STATED TASK = Leave out the pictures and copy the remaining records exactly.

RECORDS FOR PROCESSING =

--------------------------------

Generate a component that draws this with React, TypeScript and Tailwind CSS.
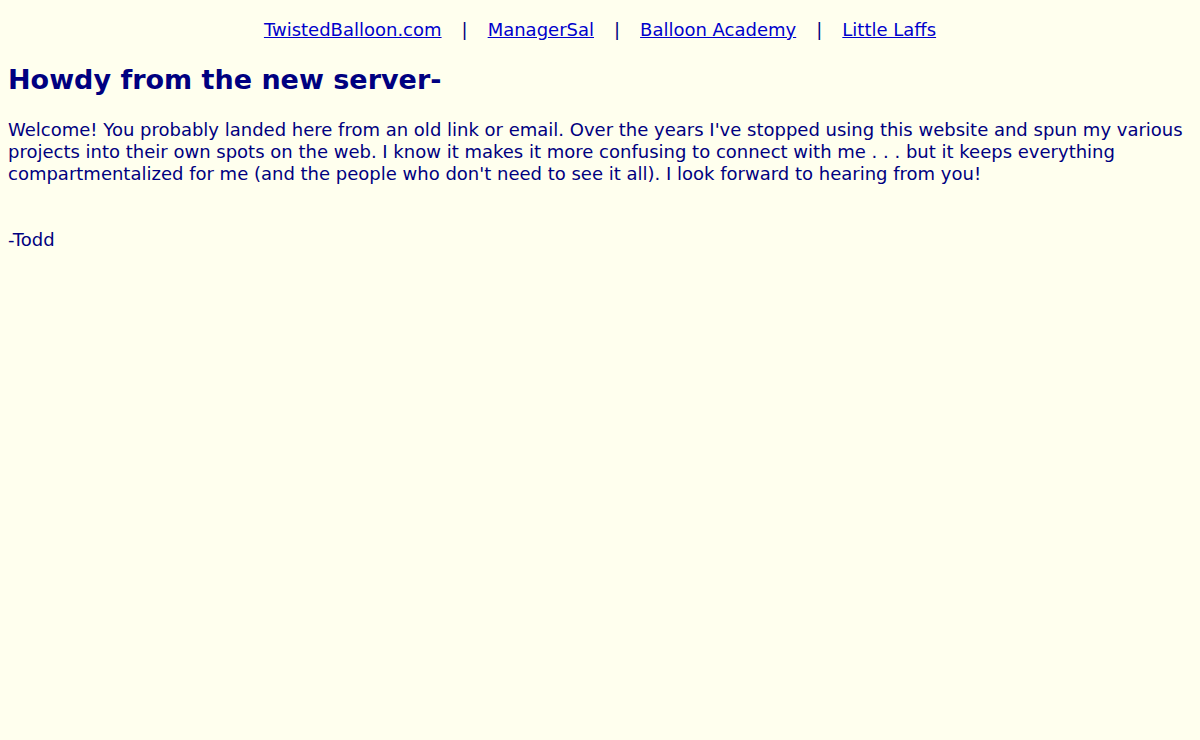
export default function App() {
  const links = ["TwistedBalloon.com", "ManagerSal", "Balloon Academy", "Little Laffs"];
  return (
    <div className="min-h-[740px] bg-[#ffffee] px-2 pt-[19px] text-[#000080]" style={{ fontFamily: '"DejaVu Sans", Verdana, sans-serif' }}>
      <div className="flex justify-center text-[18px] leading-[22px]">
        {links.map((l, i) => (
          <span key={l} className="flex">
            {i > 0 && <span className="px-[20px]">|</span>}
            <a href="#" className="text-[#0000cc] underline">{l}</a>
          </span>
        ))}
      </div>
      <h1 className="mt-[22px] text-[27px] font-bold leading-[34px] text-[#000080]">Howdy from the new server-</h1>
      <p className="mt-[22px] text-[18px] leading-[22px]">
        Welcome! You probably landed here from an old link or email. Over the years I've stopped using this website and spun my various projects into their own spots on the web. I know it makes it more confusing to connect with me . . . but it keeps everything compartmentalized for me (and the people who don't need to see it all). I look forward to hearing from you!
      </p>
      <p className="mt-[44px] text-[18px] leading-[22px]">-Todd</p>
    </div>
  );
}
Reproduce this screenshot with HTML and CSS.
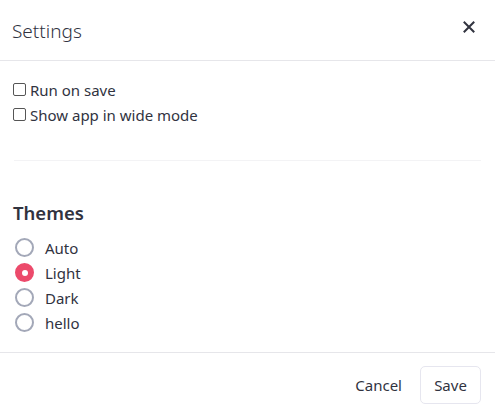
FILE: index.html
```html
<!DOCTYPE html>
<html>
<head>
<meta charset="utf-8">
<link rel="stylesheet" href="styles.css">
</head>
<body>
<div class="modal">
  <div class="header">
    <span class="title">Settings</span>
    <button class="close" aria-label="Close">
      <svg width="12" height="12" viewBox="0 0 12 12"><path d="M1.5 1.5L10.5 10.5M10.5 1.5L1.5 10.5" stroke="#31333f" stroke-width="2" stroke-linecap="square"/></svg>
    </button>
  </div>
  <div class="body">
    <label class="check"><span class="box"></span>Run on save</label>
    <label class="check"><span class="box"></span>Show app in wide mode</label>
    <hr class="divider">
    <div class="themes-title">Themes</div>
    <div class="radios">
      <label class="radio"><span class="dot"></span>Auto</label>
      <label class="radio"><span class="dot on"></span>Light</label>
      <label class="radio"><span class="dot"></span>Dark</label>
      <label class="radio"><span class="dot"></span>hello</label>
    </div>
  </div>
  <div class="footer">
    <button class="btn cancel">Cancel</button>
    <button class="btn save">Save</button>
  </div>
</div>
</body>
</html>
```
FILE: styles.css
```css
html, body {
  margin: 0;
  padding: 0;
  background: #fff;
}
body {
  font-family: "Noto Sans", "Open Sans", sans-serif;
  color: #31333f;
}
.modal {
  width: 495px;
  height: 412px;
  display: flex;
  flex-direction: column;
}
.header {
  height: 60px;
  border-bottom: 1px solid #e6e6ea;
  display: flex;
  align-items: center;
  justify-content: space-between;
  padding: 0 20px 0 12px;
}
.title {
  font-size: 19px;
  font-weight: 300;
  margin-top: 2px;
}
.close {
  background: none;
  border: none;
  padding: 0;
  width: 12px;
  height: 12px;
  display: flex;
  margin-top: -6px;
}
.body {
  padding: 16px 13px 0 13px;
  flex: 1;
}
.check {
  display: flex;
  align-items: center;
  height: 25px;
  font-size: 15px;
}
.box {
  width: 11px;
  height: 11px;
  border: 1px solid #555;
  border-radius: 2px;
  margin-right: 4px;
  margin-left: 0;
}
.divider {
  border: none;
  border-top: 1px solid #f3f3f5;
  margin: 33px 1px 0 1px;
}
.themes-title {
  font-size: 18.5px;
  font-weight: 600;
  margin-top: 39px;
  line-height: 30px;
  height: 30px;
  margin-bottom: 5px;
  position: relative;
  top: -2px;
}
.radio {
  display: flex;
  align-items: center;
  height: 25px;
  font-size: 15px;
}
.dot {
  width: 15px;
  height: 15px;
  border: 2px solid #a3a8b8;
  border-radius: 50%;
  margin: 0 11px 0 2px;
  box-sizing: content-box;
  position: relative;
}
.dot.on {
  border-color: #ec4a6b;
  background: #ec4a6b;
}
.dot.on::after {
  content: "";
  position: absolute;
  left: 50%;
  top: 50%;
  width: 6px;
  height: 6px;
  margin: -3px 0 0 -3px;
  border-radius: 50%;
  background: #fff;
}
.footer {
  height: 59px;
  border-top: 1px solid #e6e6ea;
  display: flex;
  justify-content: flex-end;
  align-items: center;
  padding: 0 14px 0 0;
  gap: 5px;
}
.btn {
  font-family: inherit;
  font-size: 15px;
  color: #31333f;
  background: #fff;
  border: 1px solid transparent;
  border-radius: 5px;
  height: 38px;
  padding: 0 12px;
  margin-top: 4px;
}
.save {
  border-color: #e6e6ef;
  width: 61px;
}
```
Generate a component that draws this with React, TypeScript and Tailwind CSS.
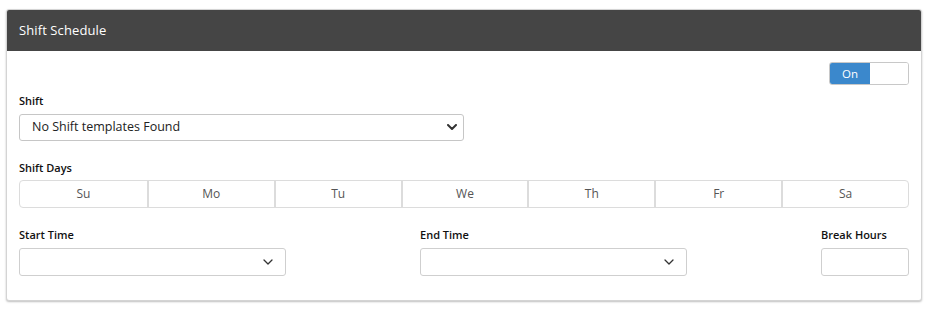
import React from 'react';

const days = ['Su', 'Mo', 'Tu', 'We', 'Th', 'Fr', 'Sa'];

const Chevron = ({ bold }: { bold?: boolean }) => (
  <svg width="10" height="6" viewBox="0 0 10 6" fill="none">
    <path
      d="M1 1l4 4 4-4"
      stroke="#333"
      strokeWidth={bold ? 2 : 1.3}
      strokeLinecap="round"
      strokeLinejoin="round"
    />
  </svg>
);

const App = () => {
  return (
    <div className="w-[929px] h-[312px] bg-white pt-[9px] px-[6px] font-['Open_Sans',sans-serif]">
      <div className="w-[916px] border border-[#d4d4d4] rounded-[3px] shadow-[0_1px_2px_rgba(0,0,0,0.25)] bg-white">
        {/* header */}
        <div className="h-[41px] bg-[#454545] rounded-t-[2px] flex items-center px-[12px]">
          <h2 className="text-white text-[13px] font-medium tracking-[0.1px]">Shift Schedule</h2>
        </div>

        <div className="px-[12px] pt-[11px] pb-[24px]">
          {/* toggle */}
          <div className="flex justify-end">
            <div className="w-[80px] h-[23px] border border-[#c8c8c8] rounded-[3px] flex overflow-hidden">
              <div className="w-[40px] bg-[#3b88cc] text-white text-[11.5px] flex items-center justify-center">
                On
              </div>
              <div className="flex-1 bg-white" />
            </div>
          </div>

          {/* shift */}
          <label className="block mt-[8px] text-[11px] font-semibold text-[#111]">Shift</label>
          <div className="mt-[4px] w-1/2 h-[27px] border border-[#c6c6c6] rounded-[3px] flex items-center justify-between pl-[12px] pr-[6px]">
            <span className="text-[12.5px] text-[#222]">No Shift templates Found</span>
            <Chevron bold />
          </div>

          {/* shift days */}
          <label className="block mt-[19px] text-[11px] font-semibold text-[#111]">Shift Days</label>
          <div className="mt-[4px] h-[28px] border border-[#dcdcdc] rounded-[4px] grid grid-cols-7">
            {days.map((d, i) => (
              <div
                key={d}
                className={`flex items-center justify-center text-[12px] text-[#555] ${i > 0 ? 'border-l-[2px] border-[#dcdcdc]' : ''}`}
              >
                {d}
              </div>
            ))}
          </div>

          {/* times */}
          <div className="mt-[19px] flex justify-between">
            <div className="w-[267px]">
              <label className="block text-[11px] font-semibold text-[#111]">Start Time</label>
              <div className="mt-[4px] h-[28px] border border-[#cfcfcf] rounded-[3px] flex items-center justify-end pr-[12px]">
                <Chevron />
              </div>
            </div>
            <div className="w-[267px]">
              <label className="block text-[11px] font-semibold text-[#111]">End Time</label>
              <div className="mt-[4px] h-[28px] border border-[#cfcfcf] rounded-[3px] flex items-center justify-end pr-[12px]">
                <Chevron />
              </div>
            </div>
            <div className="w-[88px]">
              <label className="block text-[11px] font-semibold text-[#111]">Break Hours</label>
              <div className="mt-[4px] h-[28px] border border-[#cfcfcf] rounded-[3px]" />
            </div>
          </div>
        </div>
      </div>
    </div>
  );
};

export default App;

--------------------------------

ANSWER TO THE EXERCISE =
Generate a component that draws this with React, TypeScript and Tailwind CSS.
export default function App() {
  const links = ["TwistedBalloon.com", "ManagerSal", "Balloon Academy", "Little Laffs"];
  return (
    <div className="min-h-[740px] bg-[#ffffee] px-2 pt-[19px] text-[#000080]" style={{ fontFamily: '"DejaVu Sans", Verdana, sans-serif' }}>
      <div className="flex justify-center text-[18px] leading-[22px]">
        {links.map((l, i) => (
          <span key={l} className="flex">
            {i > 0 && <span className="px-[20px]">|</span>}
            <a href="#" className="text-[#0000cc] underline">{l}</a>
          </span>
        ))}
      </div>
      <h1 className="mt-[22px] text-[27px] font-bold leading-[34px] text-[#000080]">Howdy from the new server-</h1>
      <p className="mt-[22px] text-[18px] leading-[22px]">
        Welcome! You probably landed here from an old link or email. Over the years I've stopped using this website and spun my various projects into their own spots on the web. I know it makes it more confusing to connect with me . . . but it keeps everything compartmentalized for me (and the people who don't need to see it all). I look forward to hearing from you!
      </p>
      <p className="mt-[44px] text-[18px] leading-[22px]">-Todd</p>
    </div>
  );
}
Reproduce this screenshot with HTML and CSS.
FILE: index.html
```html
<!DOCTYPE html>
<html>
<head>
<meta charset="utf-8">
<link rel="stylesheet" href="styles.css">
</head>
<body>
<div class="modal">
  <div class="header">
    <span class="title">Settings</span>
    <button class="close" aria-label="Close">
      <svg width="12" height="12" viewBox="0 0 12 12"><path d="M1.5 1.5L10.5 10.5M10.5 1.5L1.5 10.5" stroke="#31333f" stroke-width="2" stroke-linecap="square"/></svg>
    </button>
  </div>
  <div class="body">
    <label class="check"><span class="box"></span>Run on save</label>
    <label class="check"><span class="box"></span>Show app in wide mode</label>
    <hr class="divider">
    <div class="themes-title">Themes</div>
    <div class="radios">
      <label class="radio"><span class="dot"></span>Auto</label>
      <label class="radio"><span class="dot on"></span>Light</label>
      <label class="radio"><span class="dot"></span>Dark</label>
      <label class="radio"><span class="dot"></span>hello</label>
    </div>
  </div>
  <div class="footer">
    <button class="btn cancel">Cancel</button>
    <button class="btn save">Save</button>
  </div>
</div>
</body>
</html>
```
FILE: styles.css
```css
html, body {
  margin: 0;
  padding: 0;
  background: #fff;
}
body {
  font-family: "Noto Sans", "Open Sans", sans-serif;
  color: #31333f;
}
.modal {
  width: 495px;
  height: 412px;
  display: flex;
  flex-direction: column;
}
.header {
  height: 60px;
  border-bottom: 1px solid #e6e6ea;
  display: flex;
  align-items: center;
  justify-content: space-between;
  padding: 0 20px 0 12px;
}
.title {
  font-size: 19px;
  font-weight: 300;
  margin-top: 2px;
}
.close {
  background: none;
  border: none;
  padding: 0;
  width: 12px;
  height: 12px;
  display: flex;
  margin-top: -6px;
}
.body {
  padding: 16px 13px 0 13px;
  flex: 1;
}
.check {
  display: flex;
  align-items: center;
  height: 25px;
  font-size: 15px;
}
.box {
  width: 11px;
  height: 11px;
  border: 1px solid #555;
  border-radius: 2px;
  margin-right: 4px;
  margin-left: 0;
}
.divider {
  border: none;
  border-top: 1px solid #f3f3f5;
  margin: 33px 1px 0 1px;
}
.themes-title {
  font-size: 18.5px;
  font-weight: 600;
  margin-top: 39px;
  line-height: 30px;
  height: 30px;
  margin-bottom: 5px;
  position: relative;
  top: -2px;
}
.radio {
  display: flex;
  align-items: center;
  height: 25px;
  font-size: 15px;
}
.dot {
  width: 15px;
  height: 15px;
  border: 2px solid #a3a8b8;
  border-radius: 50%;
  margin: 0 11px 0 2px;
  box-sizing: content-box;
  position: relative;
}
.dot.on {
  border-color: #ec4a6b;
  background: #ec4a6b;
}
.dot.on::after {
  content: "";
  position: absolute;
  left: 50%;
  top: 50%;
  width: 6px;
  height: 6px;
  margin: -3px 0 0 -3px;
  border-radius: 50%;
  background: #fff;
}
.footer {
  height: 59px;
  border-top: 1px solid #e6e6ea;
  display: flex;
  justify-content: flex-end;
  align-items: center;
  padding: 0 14px 0 0;
  gap: 5px;
}
.btn {
  font-family: inherit;
  font-size: 15px;
  color: #31333f;
  background: #fff;
  border: 1px solid transparent;
  border-radius: 5px;
  height: 38px;
  padding: 0 12px;
  margin-top: 4px;
}
.save {
  border-color: #e6e6ef;
  width: 61px;
}
```
Generate a component that draws this with React, TypeScript and Tailwind CSS.
import React from 'react';

const days = ['Su', 'Mo', 'Tu', 'We', 'Th', 'Fr', 'Sa'];

const Chevron = ({ bold }: { bold?: boolean }) => (
  <svg width="10" height="6" viewBox="0 0 10 6" fill="none">
    <path
      d="M1 1l4 4 4-4"
      stroke="#333"
      strokeWidth={bold ? 2 : 1.3}
      strokeLinecap="round"
      strokeLinejoin="round"
    />
  </svg>
);

const App = () => {
  return (
    <div className="w-[929px] h-[312px] bg-white pt-[9px] px-[6px] font-['Open_Sans',sans-serif]">
      <div className="w-[916px] border border-[#d4d4d4] rounded-[3px] shadow-[0_1px_2px_rgba(0,0,0,0.25)] bg-white">
        {/* header */}
        <div className="h-[41px] bg-[#454545] rounded-t-[2px] flex items-center px-[12px]">
          <h2 className="text-white text-[13px] font-medium tracking-[0.1px]">Shift Schedule</h2>
        </div>

        <div className="px-[12px] pt-[11px] pb-[24px]">
          {/* toggle */}
          <div className="flex justify-end">
            <div className="w-[80px] h-[23px] border border-[#c8c8c8] rounded-[3px] flex overflow-hidden">
              <div className="w-[40px] bg-[#3b88cc] text-white text-[11.5px] flex items-center justify-center">
                On
              </div>
              <div className="flex-1 bg-white" />
            </div>
          </div>

          {/* shift */}
          <label className="block mt-[8px] text-[11px] font-semibold text-[#111]">Shift</label>
          <div className="mt-[4px] w-1/2 h-[27px] border border-[#c6c6c6] rounded-[3px] flex items-center justify-between pl-[12px] pr-[6px]">
            <span className="text-[12.5px] text-[#222]">No Shift templates Found</span>
            <Chevron bold />
          </div>

          {/* shift days */}
          <label className="block mt-[19px] text-[11px] font-semibold text-[#111]">Shift Days</label>
          <div className="mt-[4px] h-[28px] border border-[#dcdcdc] rounded-[4px] grid grid-cols-7">
            {days.map((d, i) => (
              <div
                key={d}
                className={`flex items-center justify-center text-[12px] text-[#555] ${i > 0 ? 'border-l-[2px] border-[#dcdcdc]' : ''}`}
              >
                {d}
              </div>
            ))}
          </div>

          {/* times */}
          <div className="mt-[19px] flex justify-between">
            <div className="w-[267px]">
              <label className="block text-[11px] font-semibold text-[#111]">Start Time</label>
              <div className="mt-[4px] h-[28px] border border-[#cfcfcf] rounded-[3px] flex items-center justify-end pr-[12px]">
                <Chevron />
              </div>
            </div>
            <div className="w-[267px]">
              <label className="block text-[11px] font-semibold text-[#111]">End Time</label>
              <div className="mt-[4px] h-[28px] border border-[#cfcfcf] rounded-[3px] flex items-center justify-end pr-[12px]">
                <Chevron />
              </div>
            </div>
            <div className="w-[88px]">
              <label className="block text-[11px] font-semibold text-[#111]">Break Hours</label>
              <div className="mt-[4px] h-[28px] border border-[#cfcfcf] rounded-[3px]" />
            </div>
          </div>
        </div>
      </div>
    </div>
  );
};

export default App;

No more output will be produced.